Confused? That’s the whole idea, man.

A new map usually means representing new territory, and that means legislators must get to know thousands, even tens of thousands of voters who have no idea who they are. That can be a dangerous thing in these politically volatile times. But in the case of Luechtefeld and Jones, they have to either familiarize themselves with almost 200,000 new faces or move, or retire.

The Republican pairings are quite numerous. Sens. Tim Bivins and Christine Johnson are in the same district.  The Democrats even paired Senate Republican Leader Christine Radogno with Sen. Ron Sandack. Sen. Sandack will likely run for a House seat.

Over in the House, southern Illinois Republican state Reps. Ron Stephens and John Cavaletto are in the same district, as are central Illinois Reps. Dan Brady and Keith Sommer. Eastern Illinois Reps. Chapin Rose and Bill Mitchell have been put together.

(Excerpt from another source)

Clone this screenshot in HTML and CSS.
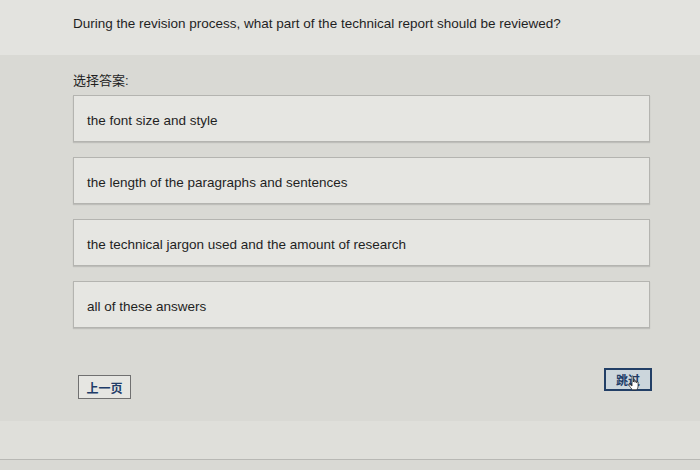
FILE: index.html
```html
<!DOCTYPE html>
<html lang="zh-CN">
<head>
  <meta charset="UTF-8" />
  <meta name="viewport" content="width=device-width, initial-scale=1.0"/>
  <title>Quiz</title>
  <link rel="stylesheet" href="styles.css">
</head>
<body>
  <!-- Question -->
  <div class="question">
    <p>During the revision process, what part of the technical report should be reviewed?</p>
  </div>

  <!-- Answers -->
  <div class="main">
    <p class="label">选择答案:</p>
    <div class="options">
      <div class="option">the font size and style</div>
      <div class="option">the length of the paragraphs and sentences</div>
      <div class="option">the technical jargon used and the amount of research</div>
      <div class="option">all of these answers</div>
    </div>

    <div class="nav">
      <button class="btn btn-prev">上一页</button>
      <button class="btn btn-skip">跳过
        <svg class="cursor" width="13" height="16" viewBox="0 0 13 16">
          <path d="M4 1.5c0-.8 1.4-.8 1.4 0V7l.2-1.3c.2-.8 1.4-.7 1.4.1V7.3l.2-1c.2-.8 1.4-.6 1.4.2v1.3l.2-.7c.3-.7 1.3-.5 1.3.3v3.6c0 1.7-.9 3.1-1.6 3.8H4.6C3.6 14 1.8 11.7 1 10.3c-.4-.7.3-1.4 1-.9L4 11V1.5z" fill="#fff" stroke="#222" stroke-width="0.8"/>
        </svg>
      </button>
    </div>
  </div>

  <div class="footer"></div>
</body>
</html>
```

FILE: styles.css
```css
body {
  margin: 0;
  font-family: "Liberation Sans", Arial, "Noto Sans CJK SC", sans-serif;
  color: #1f1f1f;
  background: #d9d9d4;
}

.question {
  background: #e3e3df;
  height: 55px;
  padding: 0 50px 8px 73px;
  display: flex;
  align-items: center;
  box-sizing: border-box;
}

.question p {
  margin: 0;
  font-size: 13.5px;
}

.main {
  padding: 18px 48px 0 73px;
  height: 366px;
  box-sizing: border-box;
}

.label {
  margin: 0 0 6px;
  font-size: 13px;
  line-height: 16px;
}

.options {
  display: flex;
  flex-direction: column;
  gap: 15px;
  margin-right: 2px;
}

.option {
  background: #e6e6e2;
  border: 1px solid #b4b4b0;
  box-shadow: 0 1px 1px rgba(0, 0, 0, 0.12);
  padding: 17px 13px 12px;
  font-size: 13.5px;
  line-height: 16px;
}

.nav {
  display: flex;
  justify-content: space-between;
  align-items: flex-start;
  margin-top: 40px;
}

.btn {
  font-family: "Noto Sans CJK SC", sans-serif;
  font-weight: bold;
  font-size: 12px;
  color: #203c68;
  padding: 0;
  cursor: pointer;
}

.btn-prev {
  margin: 7px 0 0 5px;
  width: 53px;
  height: 24px;
  background: #e6e6e2;
  border: 1px solid #707070;
}

.btn-skip {
  position: relative;
  width: 48px;
  height: 23px;
  background: #ccd6dc;
  border: 2px solid #223f66;
}

.cursor {
  position: absolute;
  left: 22px;
  top: 5px;
}

.footer {
  height: 38px;
  background: #dfdfda;
  border-bottom: 1px solid #b8b8b4;
}
```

The mischief goes beyond pitting two Republicans against each other. Northwest suburban Republican Rep. Sid Mathias has been placed in the same district as Democratic Rep. Carol Sente. The district clearly favors Sente, so Mathias will either have to move or take a big risk.

Clearly, some of these folks had better hope the housing market improves soon.

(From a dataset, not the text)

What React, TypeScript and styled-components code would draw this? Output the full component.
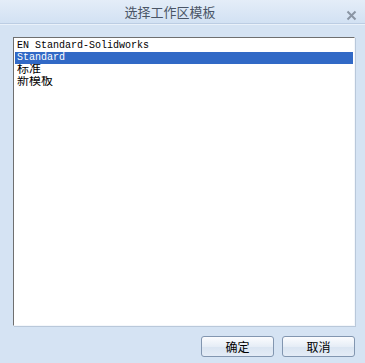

And it’s not just the pairings which grate on the minority party’s nerves every 10 years. Much of Sen. Dave Syverson’s Rockford-area district was taken from him so the Democrats could create a very favorable district for Marla Wilson, whom the Dems backed against Syverson last year.

I could go on, but I’m pretty sure you get the idea. Keep something in mind here if this all makes you angry. Two constitutional amendment were proposed a while back to change the way districts were drawn. Backers of both proposals fell far short of the required petition signatures. Some of the same Republicans who are griping now about the way the maps are drawn probably should’ve put a whole lot more effort into one or both of those amendment petition drives.

Many of those Republicans might not have worked on those constitutional amendments because they figured they’d win the governor’s race and that would be enough to block the Democrats from drawing the map without a fight. After all, how could they possibly lose after Rod Blagojevich’s impeachment and during an inept Pat Quinn administration?  Oops.